Natural Theology or Evidences of the Existence and Attributes of the Deity was published in 1802. The English clergyman William Paley wrote this work about philosophy of religion, which presents his arguments of natural theology that argue for the existence of God.
Natural Theology was written in the context of the natural theology tradition. In earlier centuries, theologians such as John Ray and William Derham, as well as philosophers of classical times such as Cicero, argued for the existence and goodness of God from the general well-being of living things and the physical world.
Paley's Natural Theology is an extended argument, that are based around a sequence of examples: finding a watch, the eye compared to the telescope, the finely adapted mechanical structures of animals. Paley contends that all of those factors conclude in the existence of an intelligent Creator.
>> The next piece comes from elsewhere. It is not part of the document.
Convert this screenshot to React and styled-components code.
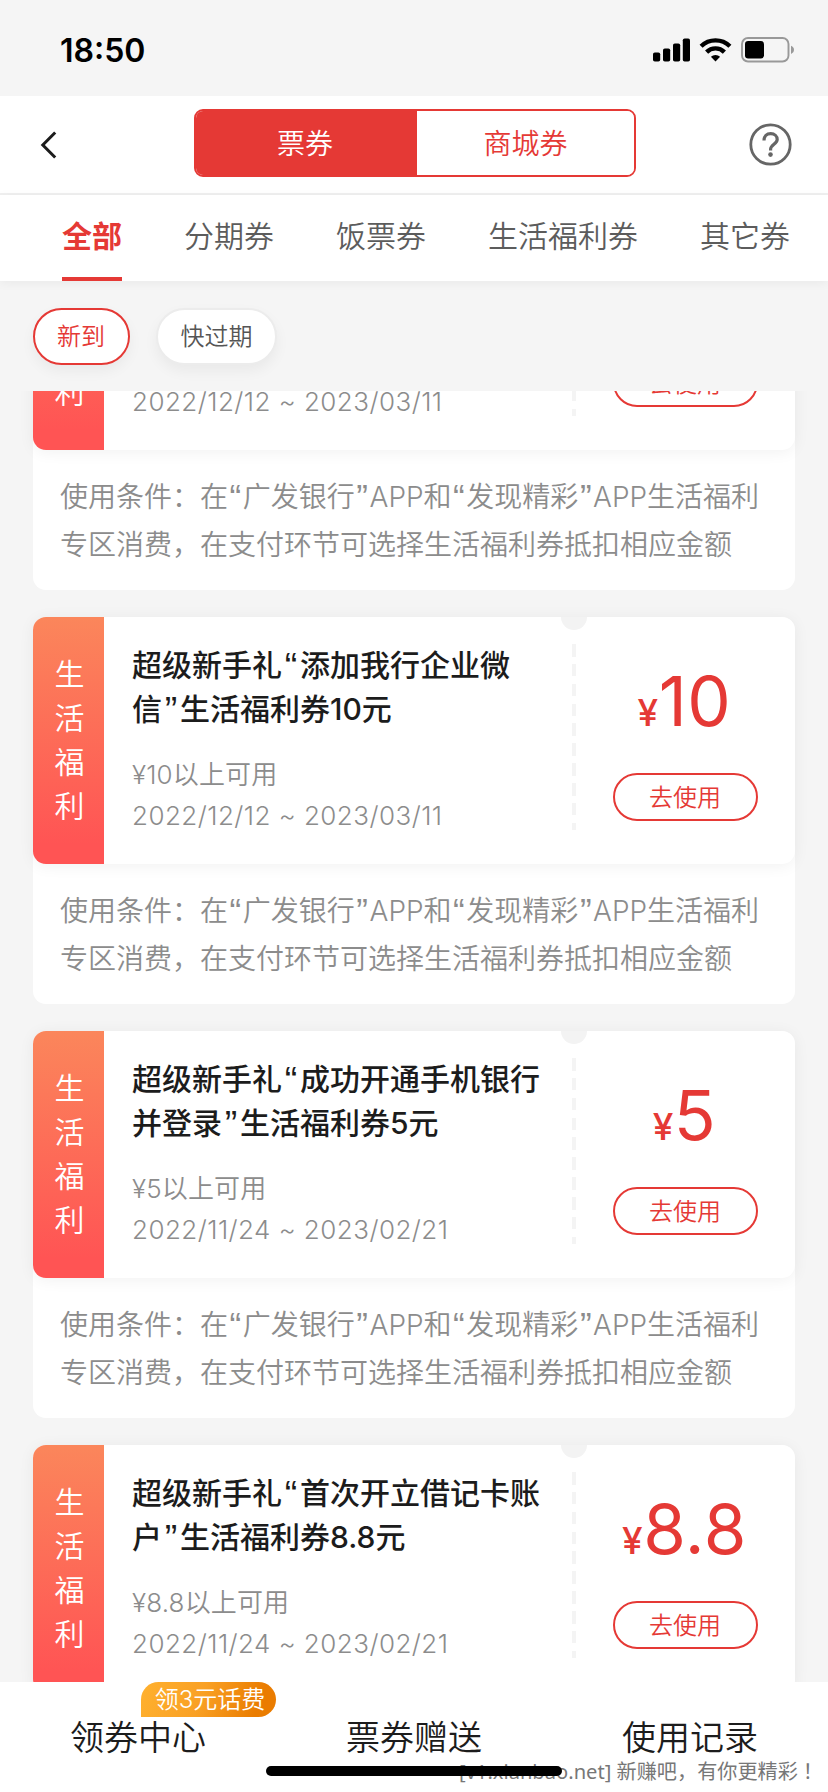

The last chapters of the work are more theological as they assert that the extent of God’s operations reflect on the many attributes of God. Another conclusion Paley draws is that because the designs (presumably made by God) seen in nature are beneficial and good, God must also be good.
Paley’s work was republished many times and is still being printed. Creationists continue to refer to this and cite it in their arguments. Furthermore, Charles Darwin took the arguments of Natural Theology seriously, and many evolutionary biologists such as Stephen Jay Gould and Richard Dawkins still refer to and debate Paley's book to respond to similar, modern ideas.